‘Still: A Michael J. Fox Movie’ Review: Documentary Finds a Light Touch, Even With Parkinson’s Disease

Sundance Film Festival 2023: Davis Guggenheim’s doc mixes interviews with playful reconstructions of Fox’s life via scenes from his movies and TV shows

STILL_ A Michael J. Fox Movie
Courtesy of Sundance Institute

Michael J. Fox may have had a career more notable on television than in film, but the world of movies has been on a M.J.F. kick lately. First, the Academy of Motion Picture Arts and Sciences gave him the Jean Hersholt Humanitarian Award in November at the Academy’s Governors Awards. And on Friday, Davis Guggenheim’s documentary “Still: A Michael J. Fox Movie,” had its world premiere at the 2023 Sundance Film Festival. 

Part touching look at Fox’s struggle with Parkinson’s disease and part feat of editing that reconstructs Fox’s life via playfully assembled scenes from his movies and TV shows, “Still” belies its title just as surely as Fox’s life did. This is a film in constant motion, a jumpy assemblage intercut with scenes in which its subject describes his life before and mostly after his early-’90s diagnosis.

It’s heart-wrenching at times to see the wildly personable star of “Family Ties,” “Spin City” and “Back to the Future” wrestle with a diagnosis about which his neurologist told him straight out, “You lose this game.” But Guggenheim and Fox and the many hands who shaped this film prefer not to dwell on the plight that is admittedly the reason the movie exists; they’d rather summon up a lightness of tone by the use of those clips and through Fox’s own methods of both dealing with Parkinson’s and dealing with talking about Parkinson’s.

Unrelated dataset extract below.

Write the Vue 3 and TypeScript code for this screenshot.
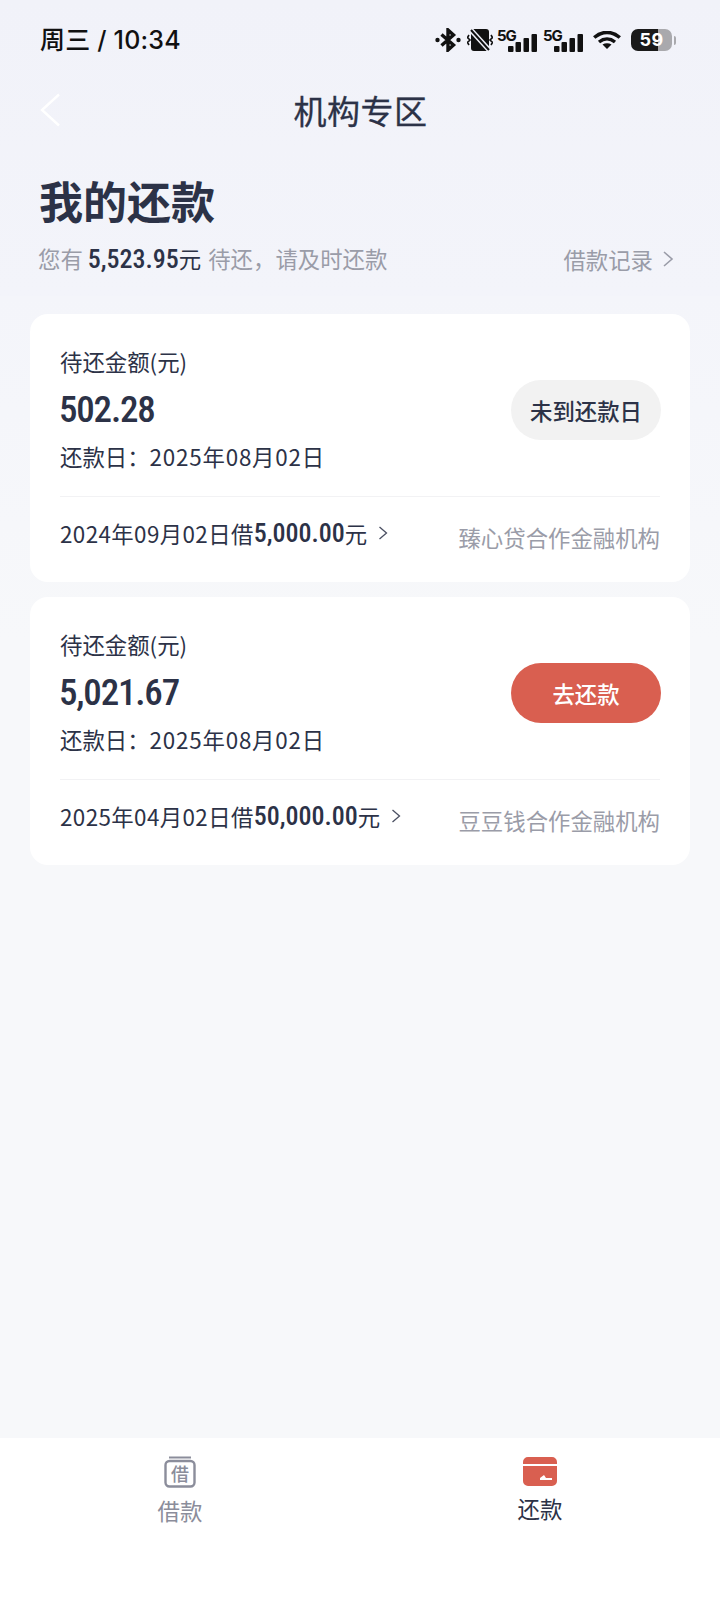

He may describe himself, even at the height of his fame, as “an acid bath of fear and insecurity,” but Fox’s default mode is amusing self deprecation; when he talks about Parkinson’s, his tendency is to downplay it and joke about it. (Speaking as the writer of the 1988 GQ cover story that is shown onscreen in the film, I can testify that he defaulted to self-deprecation back then, too.)

To his credit, Guggenheim calls out Fox late in the film for his tendency to be dismissive. The director (and interviewer) points out that in their hours of conversations, the actor had never described himself as being in pain from the disease, even as he talked about the broken bones he’d suffered from falls.

“I’m in tremendous pain,” Fox admits with a shrug.

That kind of honesty surfaces occasionally as the movie runs through Fox’s career, which seemed headed for disaster (out of money in Los Angeles with no work) and then overnight turned into glory (landing “Family Ties,” becoming a giant TV star and then simultaneously making “Back to the Future” at night). “I had a really, really good time,” he admits, while also conceding that those good times included way too much alcohol and other assorted recklessness.

Once he found out about the Parkinson’s after a particularly brutal hangover (he thought) in Florida, he continued to drink to excess, while also spending hours in the bathtub and trying lots of tricks to hide his condition from the people he worked with on TV and in films. He learned about it in the early 1990s but didn’t disclose it publicly until 1998, establishing the Michael J. Fox Foundation two years later. “Still” doesn’t go into much detail about the foundation; Guggenheim may be known for serious issue-oriented docs like “An Inconvenient Truth,” “Waiting for ‘Superman’” and “He Named Me Malala,” but in this case he preferred to stick first with Fox’s work and later with his family life.

If there’s a hero in this story, it’s Fox’s wife, actress Tracy Pollan, who won his heart by calling him “a f—-ing a—hole” after he made a joke at her expense, and who clearly continues to take care of him without putting up with his nonsense.

There are times when the narrative approach of “Still” — throwing a barrage of film clips at his bio — can become distracting rather than entertaining, but it’s always a kick. Besides, there are enough visits with Fox’s family and enough open conversation with the man himself to bring us back to the real story, and the real moral: “I couldn’t be present in my life until I found this thing that made me be present in every moment in my life.”